A new article published in Tropical Medicine and Infectious Disease reported that the initial studies demonstrating the efficacy of oral glucose-electrolytes solutions in reducing or eliminating the need for i.v. therapy for dehydrationcaused by acute watery diarrheas (AWD), were focused on cholera patients. While later research adapted the oral therapy (ORT) methodology for treatment of non-cholera AWDs, including for pediatric patients. These adaptations included the 2:1 regimen – using 2 parts of the original WHO oral rehydration solution (ORS) formulation followed by 1 part additional plain water, and a “low sodium” packet formulation with similar average electrolyte and glucose concentrations, when dissolved in the recommended volume of water. 

Moreover, the programmatic desire for a single ORS packet formulation has led to controversy over use of the “low sodium” formulations to treat cholera patients. This current review concluded that the use of low-sodium ORS to treat cholera patients renders a negative sodium balance, leading to hyponatremia and—in severe cases, particularly in pediatric cholera—to seizures and other complications of sodium depletion. Thus, two separate ORS formulations should be used for cholera therapy and for non-cholera pediatric AWD.

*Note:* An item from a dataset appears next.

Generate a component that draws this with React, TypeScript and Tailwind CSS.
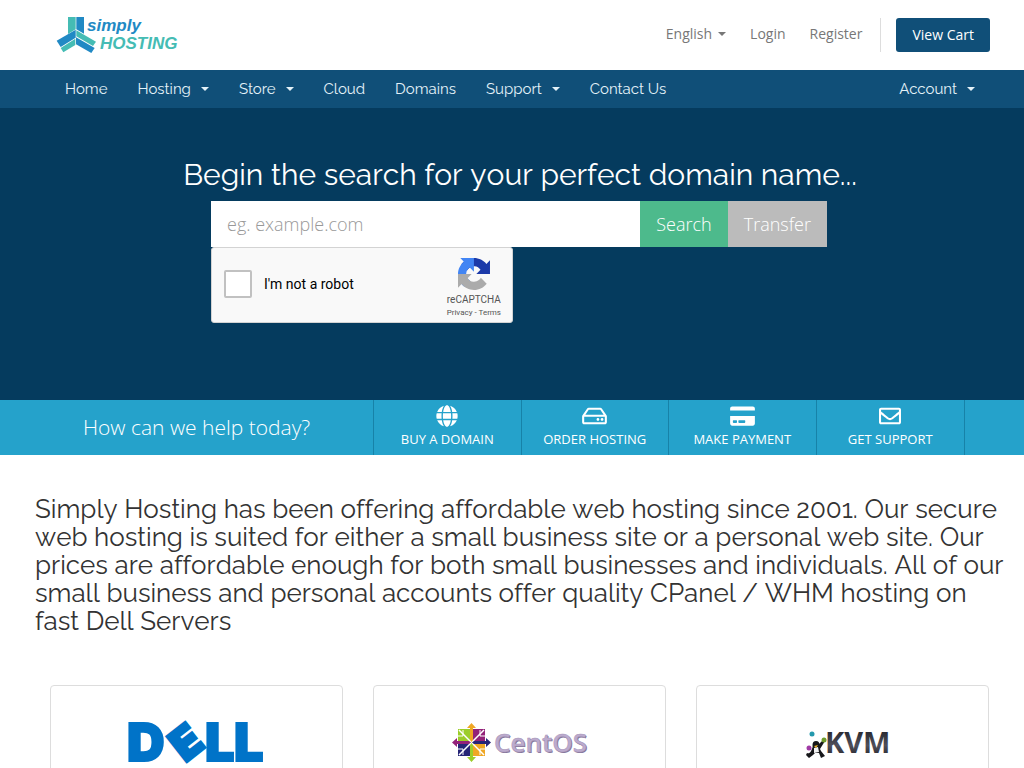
import { FaCreditCard, FaGlobe, FaRegEnvelope, FaRegHdd } from 'react-icons/fa';

const navItems = [
  { label: 'Home', menu: false },
  { label: 'Hosting', menu: true },
  { label: 'Store', menu: true },
  { label: 'Cloud', menu: false },
  { label: 'Domains', menu: false },
  { label: 'Support', menu: true },
  { label: 'Contact Us', menu: false },
];

const shortcuts = [
  { label: 'Buy a Domain', icon: FaGlobe, size: 'w-[22px]' },
  { label: 'Order Hosting', icon: FaRegHdd, size: 'w-[25px]' },
  { label: 'Make Payment', icon: FaCreditCard, size: 'w-[25px]' },
  { label: 'Get Support', icon: FaRegEnvelope, size: 'w-[22px]' },
];

const partners = [
  { name: 'Dell', logo: DellLogo },
  { name: 'CentOS', logo: CentosLogo },
  { name: 'KVM', logo: KvmLogo },
];

function Caret() {
  return <span className="inline-block border-x-4 border-t-4 border-x-transparent border-t-current align-middle" />;
}

function SimplyLogo() {
  return (
    <svg viewBox="0 0 124 40" className="block w-[124px] h-10" role="img" aria-label="Simply Hosting">
      <g transform="scale(0.3333)">
        <path d="M36 6H59V43L36 57Z" fill="#45bcb4" />
        <path d="M61 6H84V56L61 43Z" fill="#2189c4" />
        <path d="M14 99L58 71V90L22 112Z" fill="#45bcb4" />
        <path d="M2 77L59 44V68L14 96Z" fill="#2189c4" />
        <path d="M60 67L116 99L106 114L60 88Z" fill="#2189c4" />
        <path d="M61 46L120 80L111 93L61 64Z" fill="#45bcb4" />
      </g>
      <g fontFamily="Liberation Sans, sans-serif" fontWeight="700" fontStyle="italic">
        <text x="31" y="16" fontSize="17" fill="#2189c4">simply</text>
        <text x="44" y="34" fontSize="17" fill="#45bcb4">HOSTING</text>
      </g>
    </svg>
  );
}

function RecaptchaMark() {
  return (
    <svg viewBox="0 0 64 64" className="w-8 h-8" aria-hidden="true">
      <path d="M64 31.955l-.033-1.37V4.687l-7.16 7.16C50.948 4.674 42.033.093 32.05.093c-10.4 0-19.622 4.96-25.458 12.64l11.736 11.86a15.55 15.55 0 0 1 4.754-5.334c2.05-1.6 4.952-2.906 8.968-2.906.485 0 .86.057 1.135.163 4.976.393 9.288 3.14 11.828 7.124l-8.307 8.307L64 31.953" fill="#1c3aa9" />
      <path d="M31.862.094l-1.37.033H4.594l7.16 7.16C4.58 13.147 0 22.06 0 32.046c0 10.4 4.96 19.622 12.64 25.458L24.5 45.768a15.55 15.55 0 0 1-5.334-4.754c-1.6-2.05-2.906-4.952-2.906-8.968 0-.485.057-.86.163-1.135.393-4.976 3.14-9.288 7.124-11.828l8.307 8.307L31.86.095" fill="#4285f4" />
      <path d="M.001 32.045l.033 1.37v25.898l7.16-7.16c5.86 7.173 14.774 11.754 24.76 11.754 10.4 0 19.622-4.96 25.458-12.64l-11.736-11.86a15.55 15.55 0 0 1-4.754 5.334c-2.05 1.6-4.952 2.906-8.968 2.906-.485 0-.86-.057-1.135-.163-4.976-.393-9.288-3.14-11.828-7.124l8.307-8.307L.001 32.047" fill="#ababab" />
    </svg>
  );
}

function DellLogo() {
  return (
    <svg viewBox="0 -14 140 72" className="w-[140px] h-[72px]" role="img" aria-label="Dell">
      <g fontFamily="Inter, sans-serif" fontWeight="900" fill="#0073c8" stroke="#0073c8">
        <text x="0" y="40" fontSize="52" strokeWidth="2">D</text>
        <text x="58" y="42" fontSize="44" strokeWidth="3" transform="rotate(-38 58 42)">E</text>
        <text x="78" y="40" fontSize="52" strokeWidth="2">L</text>
        <text x="107" y="40" fontSize="52" strokeWidth="2">L</text>
      </g>
    </svg>
  );
}

function CentosLogo() {
  return (
    <svg viewBox="0 0 136 40" className="w-[136px] h-10" role="img" aria-label="CentOS">
      <path d="M6 6H18V18H6Z" fill="#9ccd2a" />
      <path d="M21 6H33V18H21Z" fill="#932279" />
      <path d="M6 21H18V33H6Z" fill="#262577" />
      <path d="M21 21H33V33H21Z" fill="#efa724" />
      <g stroke="#fff" strokeWidth="1.5" fill="none">
        <path d="M7 7L32 32M32 7L7 32" />
        <path d="M11 7V13H6M28 7V13H33M11 32V26H6M28 32V26H33" strokeWidth="1" />
      </g>
      <path d="M19.500 0L24 5H21V17L19.500 19L18 17V5H15Z" fill="#efa724" />
      <path d="M39 19.500L34 24V21H22L20 19.500L22 18H34V15Z" fill="#262577" />
      <path d="M19.500 39L15 34H18V22L19.500 20L21 22V34H24Z" fill="#9ccd2a" />
      <path d="M0 19.500L5 15V18H17L19 19.500L17 21H5V24Z" fill="#932279" />
      <g fontFamily="Open Sans, sans-serif" fontWeight="600" fontSize="26">
        <text x="43" y="30" fill="#85769a">CentOS</text>
        <text x="42" y="29" fill="#bcabce" stroke="#a595b8" strokeWidth="0.5">CentOS</text>
      </g>
    </svg>
  );
}

function KvmLogo() {
  return (
    <svg viewBox="-6 -5 98 42" className="w-[98px] h-[42px]" role="img" aria-label="KVM">
      <defs>
        <linearGradient id="kvm-text" x1="0" y1="0" x2="0" y2="1">
          <stop offset="0.2" stopColor="#24242b" />
          <stop offset="0.6" stopColor="#50505b" />
          <stop offset="0.9" stopColor="#24242b" />
        </linearGradient>
      </defs>
      <g transform="translate(6 0)">
        <text x="19" y="26" fontFamily="Open Sans, sans-serif" fontWeight="700" fontSize="29" fill="url(#kvm-text)">KVM</text>
        <ellipse cx="10" cy="18" rx="3.500" ry="4" fill="#17171a" />
        <path d="M7 19C5 25 4 27 1 26L0 28L3 31L7 28L9 26L13 26L15 31L19 29L15 24L14 22L19 14L17 13L12 18Z" fill="#17171a" />
        <path d="M8 21L12 20L13 25L8 26Z" fill="#f2f2f2" />
        <path d="M8 19L12 18L10 21Z" fill="#f0b32a" />
        <circle cx="6" cy="7" r="2.500" fill="#2499ad" />
        <circle cx="18" cy="13" r="2.500" fill="#6f9b2b" />
        <circle cx="3" cy="21" r="2.500" fill="#a03aa5" />
      </g>
    </svg>
  );
}

export default function App() {
  return (
    <div className="h-screen overflow-hidden bg-white font-['Open_Sans',sans-serif] text-[#333]">
      <header className="flex h-[70px] items-center justify-between pl-14 pr-[34px]">
        <a href="#home">
          <SimplyLogo />
        </a>
        <div className="flex items-center text-sm text-[#777]">
          <div className="flex items-center gap-6 pb-0.5">
            <button type="button" className="flex items-center gap-1.5">
              English <Caret />
            </button>
            <a href="#login">Login</a>
            <a href="#register">Register</a>
          </div>
          <div className="ml-[18px] border-l border-[#ddd] pl-[15px]">
            <a href="#cart" className="block rounded-[3px] bg-[#104f78] px-4 py-[7px] leading-5 text-white">View Cart</a>
          </div>
        </div>
      </header>

      <nav className="flex h-[38px] items-center justify-between bg-[#104f78] pl-[65px] pr-[49px] font-[Raleway,Lato,sans-serif] text-[15px] text-[#e4f2f8]">
        <div className="flex items-center gap-[30px]">
          {navItems.map((item) =>
            item.menu ? (
              <button key={item.label} type="button" className="flex items-center gap-2.5">
                {item.label} <Caret />
              </button>
            ) : (
              <a key={item.label} href="#menu">{item.label}</a>
            )
          )}
        </div>
        <button type="button" className="flex items-center gap-2.5">
          Account <Caret />
        </button>
      </nav>

      <section className="bg-[#053b5e] pl-[35px] pr-[19px] pt-[50px] h-[292px]">
        <h2 className="text-center font-[Raleway,Lato,sans-serif] text-[30px] leading-[33px] text-white [font-kerning:none] [font-variant-ligatures:none]">
          Begin the search for your perfect domain name...
        </h2>
        <form className="mx-auto mt-2.5 max-w-[618px] pr-0.5">
          <div className="flex h-[46px] text-lg font-light">
            <input
              type="text"
              aria-label="Domain name"
              placeholder="eg. example.com"
              className="min-w-0 flex-1 bg-white px-4 text-[#555] outline-none placeholder:text-[#999]"
            />
            <button type="submit" className="bg-[#4dba8c] px-4 text-white">Search</button>
            <button type="button" className="bg-[#bbb] px-4 text-white">Transfer</button>
          </div>
          <div className="flex h-[76px] w-[302px] items-center justify-between rounded-[3px] border border-[#d3d3d3] bg-[#f9f9f9] pl-3 pr-[11px] font-[Roboto,sans-serif]">
            <label className="flex items-center gap-3 pb-0.5 text-sm text-black">
              <input type="checkbox" className="h-7 w-7 appearance-none rounded-[2px] border-2 border-[#c1c1c1] bg-white" />
              I'm not a robot
            </label>
            <div className="flex flex-col items-center pt-2 text-[#555]">
              <RecaptchaMark />
              <span className="mt-1 text-[10px] leading-3">reCAPTCHA</span>
              <span className="text-[8px] leading-[14px]">
                <a href="#privacy">Privacy</a> - <a href="#terms">Terms</a>
              </span>
            </div>
          </div>
        </form>
      </section>

      <section className="flex h-[55px] bg-[#25a2cb] pl-[35px] text-white">
        <p className="w-[338px] pr-[15px] text-center text-[21px] font-light leading-[55px]">How can we help today?</p>
        <div className="grid w-[592px] grid-cols-4 divide-x divide-[#1782a8] border-x border-[#1782a8]">
          {shortcuts.map(({ label, icon: Icon, size }) => (
            <a key={label} href="#shortcut" className="flex flex-col items-center pt-[5px] text-[13px] uppercase leading-[18px]">
              <Icon className={`mb-[3px] h-[22px] ${size}`} />
              {label}
            </a>
          ))}
        </div>
      </section>

      <main className="pl-[35px] pr-5 pt-10">
        <h1 className="font-[Raleway,Lato,sans-serif] text-[26px] leading-7 [font-kerning:none] [font-variant-ligatures:none]">
          Simply Hosting has been offering affordable web hosting since 2001. Our secure web hosting is suited for either a small business site or a personal web site. Our prices are affordable enough for both small businesses and individuals. All of our small business and personal accounts offer quality CPanel / WHM hosting on fast Dell Servers
        </h1>
        <div className="mt-[50px] grid grid-cols-3 gap-[30px] px-[15px]">
          {partners.map(({ name, logo: Logo }) => (
            <div key={name} className="flex h-[115px] items-center justify-center rounded border border-[#ddd]">
              <Logo />
            </div>
          ))}
        </div>
      </main>
    </div>
  );
}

The authors inferred that it is in the long-term public health interest to choose safer and more effective ORS formulation for cholera. Hyponatremic seizures and other neurologic and developmental sequelae are avoidable morbidities. Both, rice and glycine–glucose ORS have advantages in cholera, but for use in packets, glycine, which does not require boiling, may be advantageous, and may have superior shelf life before and after mixing.